● Part of a data file:
****

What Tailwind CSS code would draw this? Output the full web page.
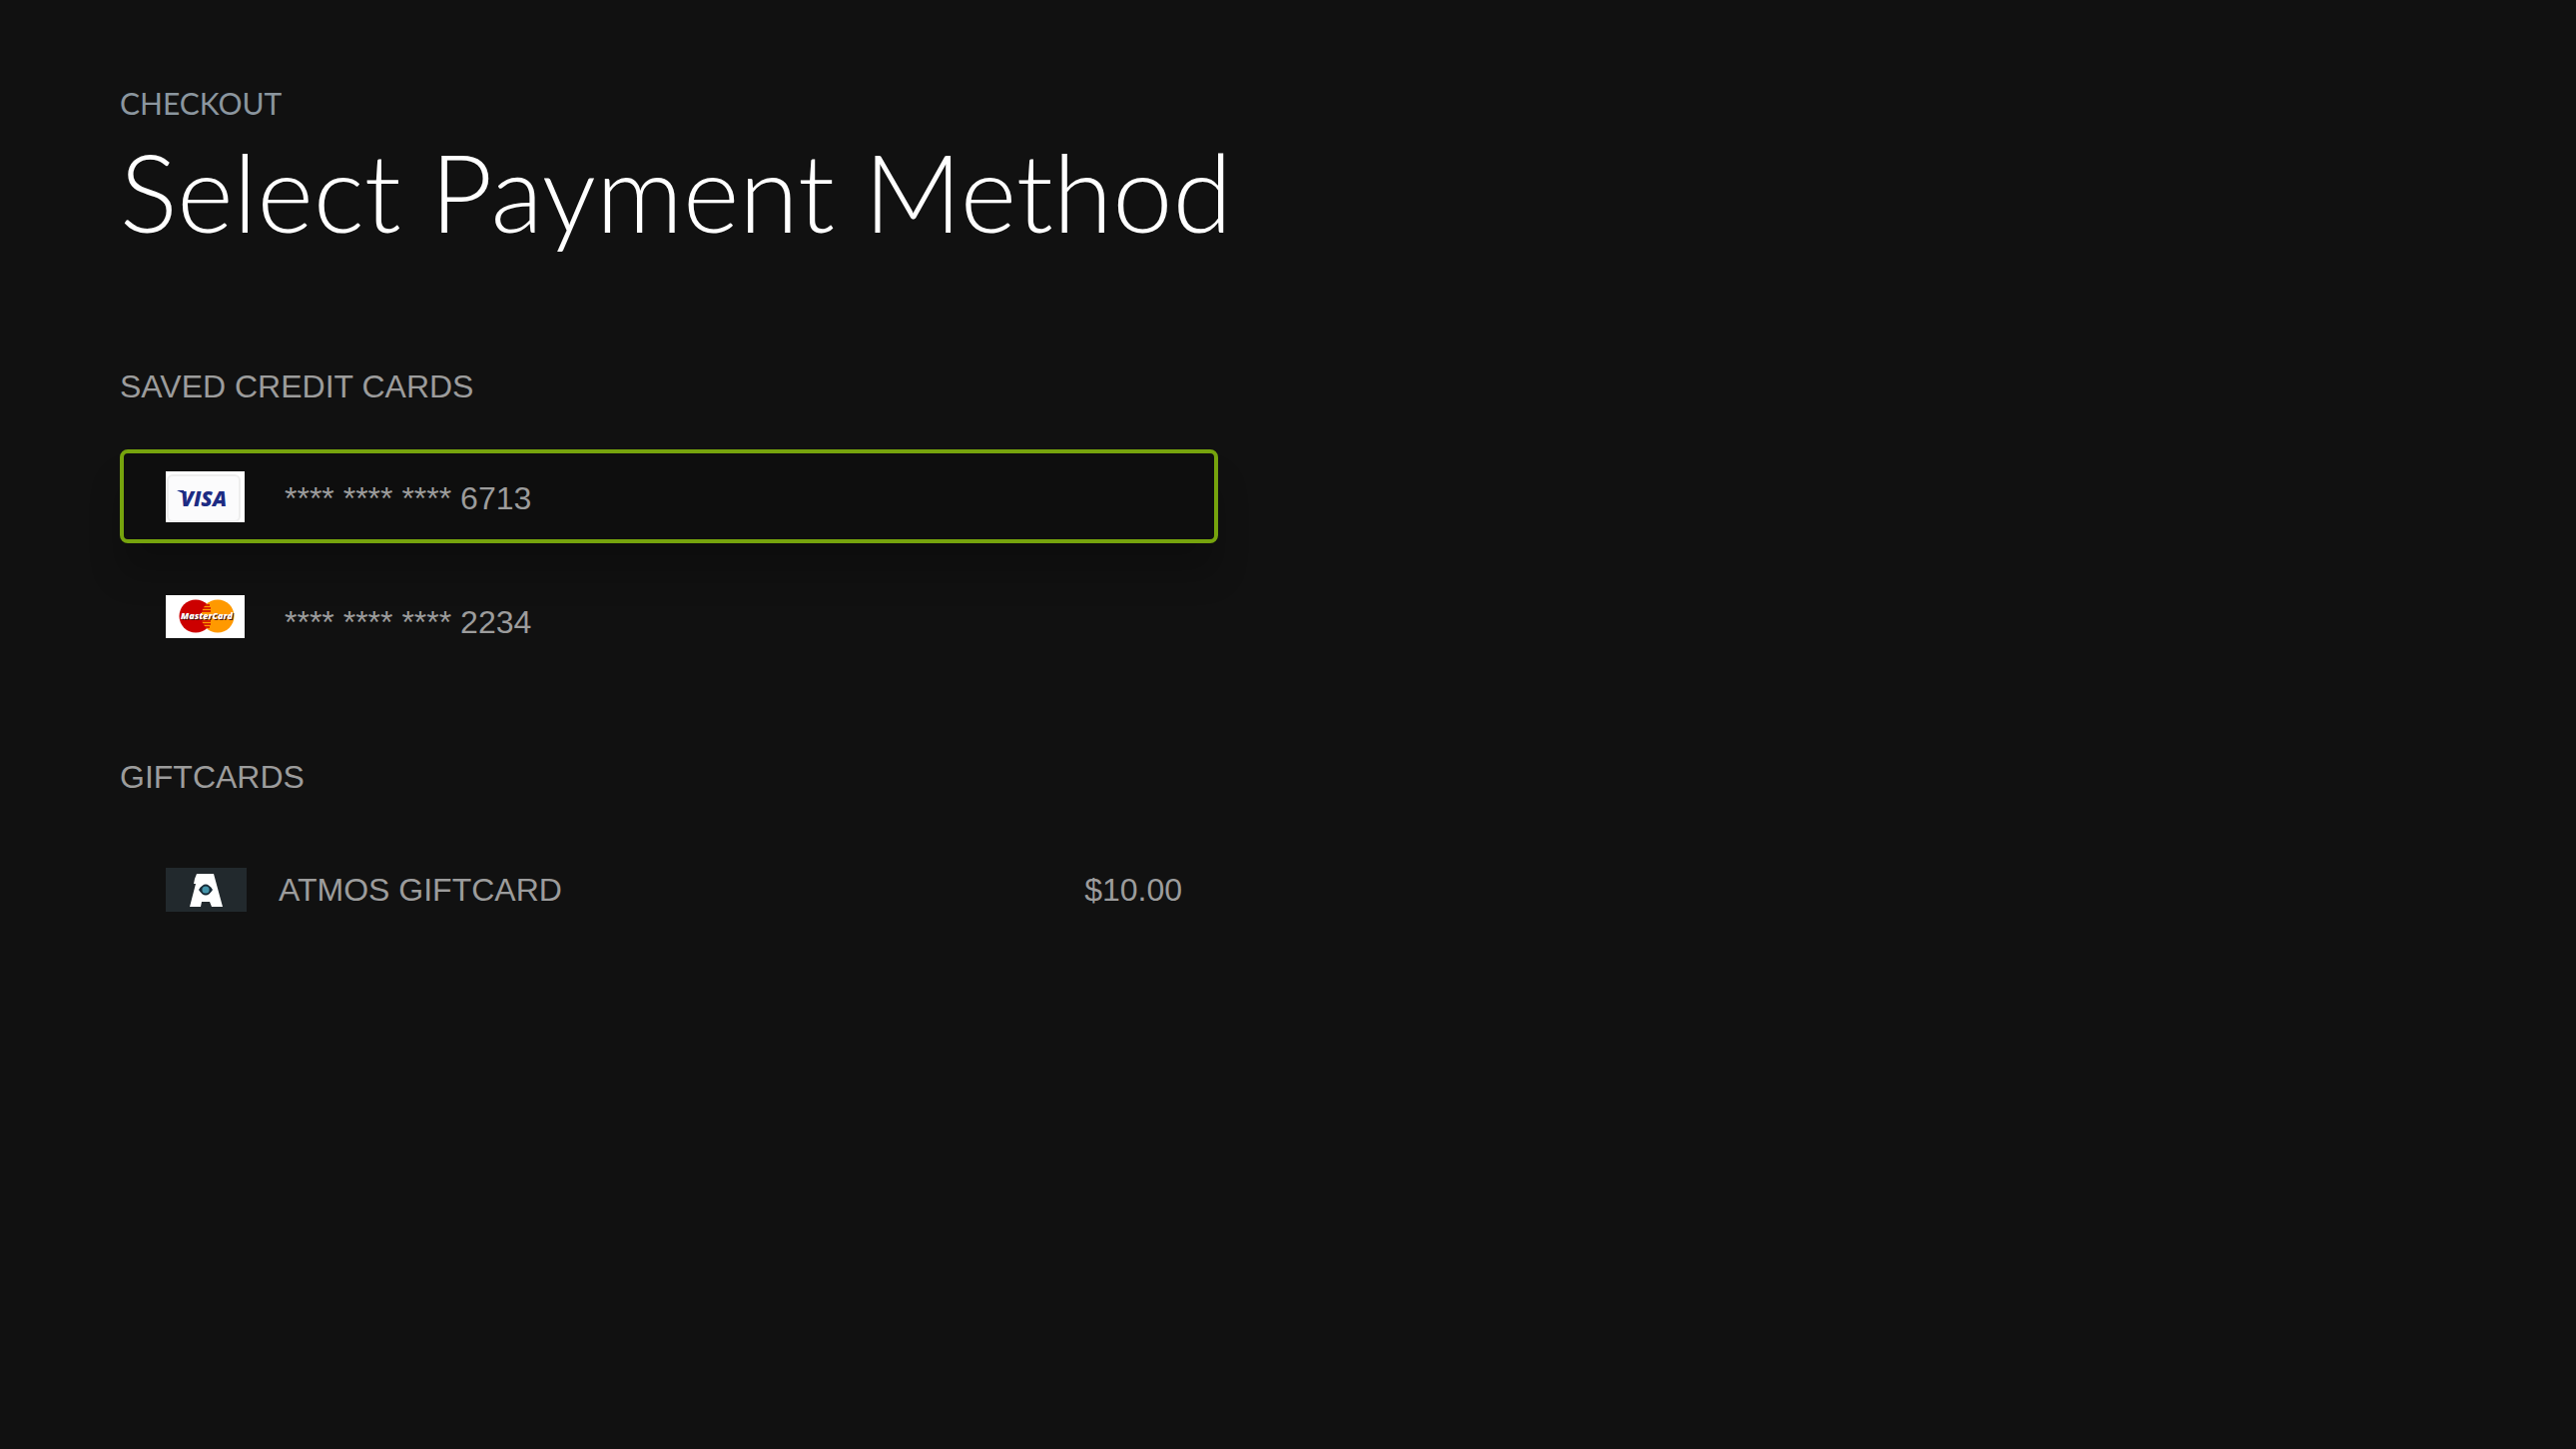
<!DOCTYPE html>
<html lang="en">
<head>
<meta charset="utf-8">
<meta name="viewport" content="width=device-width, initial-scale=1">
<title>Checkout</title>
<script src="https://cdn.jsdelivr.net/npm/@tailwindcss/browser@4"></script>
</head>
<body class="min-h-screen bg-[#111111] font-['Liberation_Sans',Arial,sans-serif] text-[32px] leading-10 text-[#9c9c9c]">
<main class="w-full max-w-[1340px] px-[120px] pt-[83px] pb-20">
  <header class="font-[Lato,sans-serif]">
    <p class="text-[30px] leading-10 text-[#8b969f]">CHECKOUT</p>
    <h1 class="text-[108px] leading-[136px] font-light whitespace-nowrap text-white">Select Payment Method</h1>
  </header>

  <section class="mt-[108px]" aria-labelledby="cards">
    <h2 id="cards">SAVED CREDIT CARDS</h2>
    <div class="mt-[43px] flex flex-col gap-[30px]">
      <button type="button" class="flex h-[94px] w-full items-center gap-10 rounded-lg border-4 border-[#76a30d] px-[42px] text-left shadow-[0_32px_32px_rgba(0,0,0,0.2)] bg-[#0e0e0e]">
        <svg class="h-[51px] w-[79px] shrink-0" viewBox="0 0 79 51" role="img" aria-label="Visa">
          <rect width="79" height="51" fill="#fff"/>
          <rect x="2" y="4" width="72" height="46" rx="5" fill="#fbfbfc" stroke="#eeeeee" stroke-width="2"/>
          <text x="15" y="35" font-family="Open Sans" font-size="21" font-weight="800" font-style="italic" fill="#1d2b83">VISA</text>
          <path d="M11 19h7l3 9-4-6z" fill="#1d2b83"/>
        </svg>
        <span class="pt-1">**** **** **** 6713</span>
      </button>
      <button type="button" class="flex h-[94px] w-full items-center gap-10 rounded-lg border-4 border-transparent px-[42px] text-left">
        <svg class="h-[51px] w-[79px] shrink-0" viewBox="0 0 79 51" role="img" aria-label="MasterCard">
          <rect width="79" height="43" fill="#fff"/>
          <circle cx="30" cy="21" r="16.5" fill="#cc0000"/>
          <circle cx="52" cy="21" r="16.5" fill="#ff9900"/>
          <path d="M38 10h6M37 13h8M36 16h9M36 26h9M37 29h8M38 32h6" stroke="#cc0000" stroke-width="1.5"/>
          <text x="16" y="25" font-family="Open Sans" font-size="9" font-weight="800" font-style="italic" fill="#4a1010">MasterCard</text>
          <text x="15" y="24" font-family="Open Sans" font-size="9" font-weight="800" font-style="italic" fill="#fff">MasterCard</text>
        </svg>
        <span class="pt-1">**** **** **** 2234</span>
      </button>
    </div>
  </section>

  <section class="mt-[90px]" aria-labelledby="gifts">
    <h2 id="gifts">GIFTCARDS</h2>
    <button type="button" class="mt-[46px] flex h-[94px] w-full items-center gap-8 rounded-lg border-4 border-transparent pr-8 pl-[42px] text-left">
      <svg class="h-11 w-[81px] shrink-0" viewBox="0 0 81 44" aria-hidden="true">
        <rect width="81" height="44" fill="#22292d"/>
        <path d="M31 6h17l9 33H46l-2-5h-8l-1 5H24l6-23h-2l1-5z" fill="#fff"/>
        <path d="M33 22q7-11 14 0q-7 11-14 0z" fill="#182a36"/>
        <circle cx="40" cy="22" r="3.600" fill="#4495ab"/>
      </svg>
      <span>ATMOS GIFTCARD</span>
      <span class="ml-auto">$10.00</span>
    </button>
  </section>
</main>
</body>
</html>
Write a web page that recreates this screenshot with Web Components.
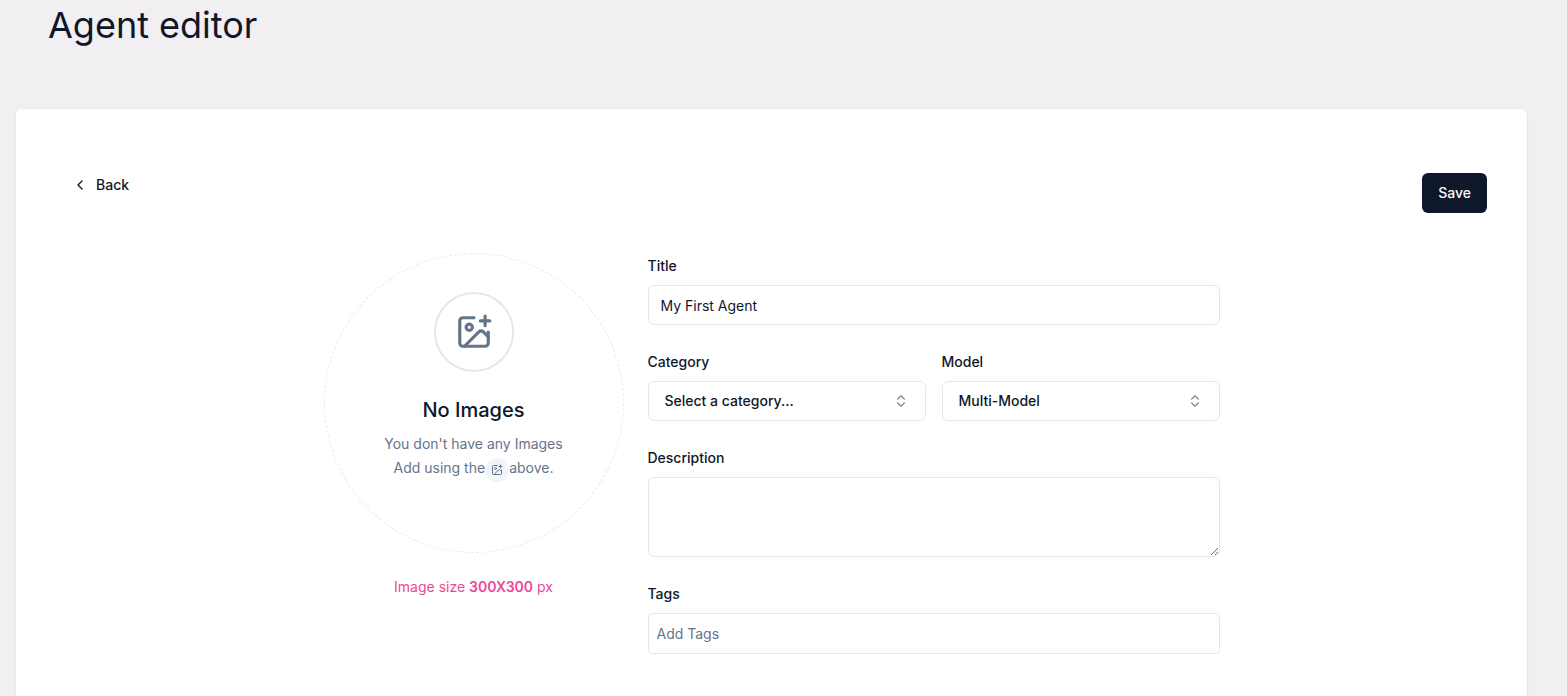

****

Of all the lines in the material above, how many contain the word "this"? Give only the count.

● Finished exercise: 2